REUTERS/Jason Reed
At least two different audio sources recorded the tapes, the experts concluded, and one of those recordings may have been a digital recorder held up to a speaker.
The audio recording were published for the first time on Thursday, and analysts who listened to the recordings told NBC News that they noticed at least four clear breaks in the audio that indicated edits.
"It's very strange," audio-video forensic expert Ed Primeau of Primeau Forensics told NBC. ""At approximately 1:14 ... it sounds like someone is holding a digital recorder up to a speaker, so it's a microphone-to-speaker transfer of that information. That's a pretty big deal because it raises the first red flag about there possibly being some editing."
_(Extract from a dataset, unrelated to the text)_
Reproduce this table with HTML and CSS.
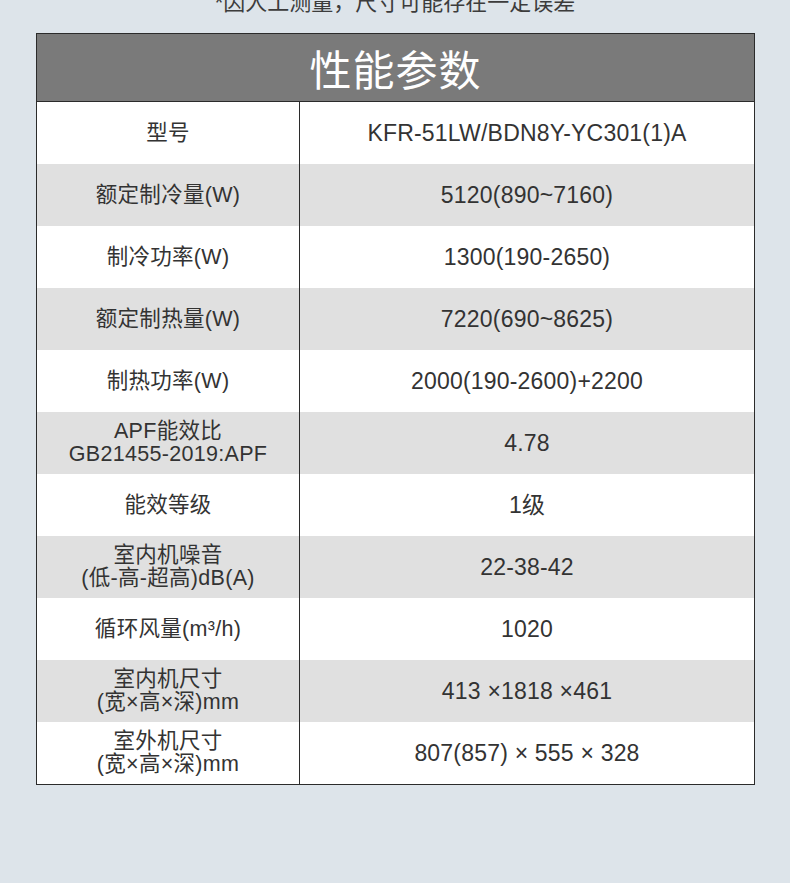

Primeau and forensic audio examiner Kent Gibson detailed other irregularities to NBC.
Gibson said that the tapes indicated that "Malaysian authorities or whoever presented this made edits for whatever reason." He added that "it's not the way to handle evidence," but it also doesn't necessarily imply anything about the investigation.
"Unfortunately, there are no smoking guns, except there are edits. And there are clear edits," Gibson told NBC.
At 1:30 a.m. on March 8, the flight carrying 239 people dropped off air traffic control screens, less than an hour into a flight from Kuala Lumpur to Beijing. No one knows where it went after that. Investigators think it's somewhere off the west coast of Australia.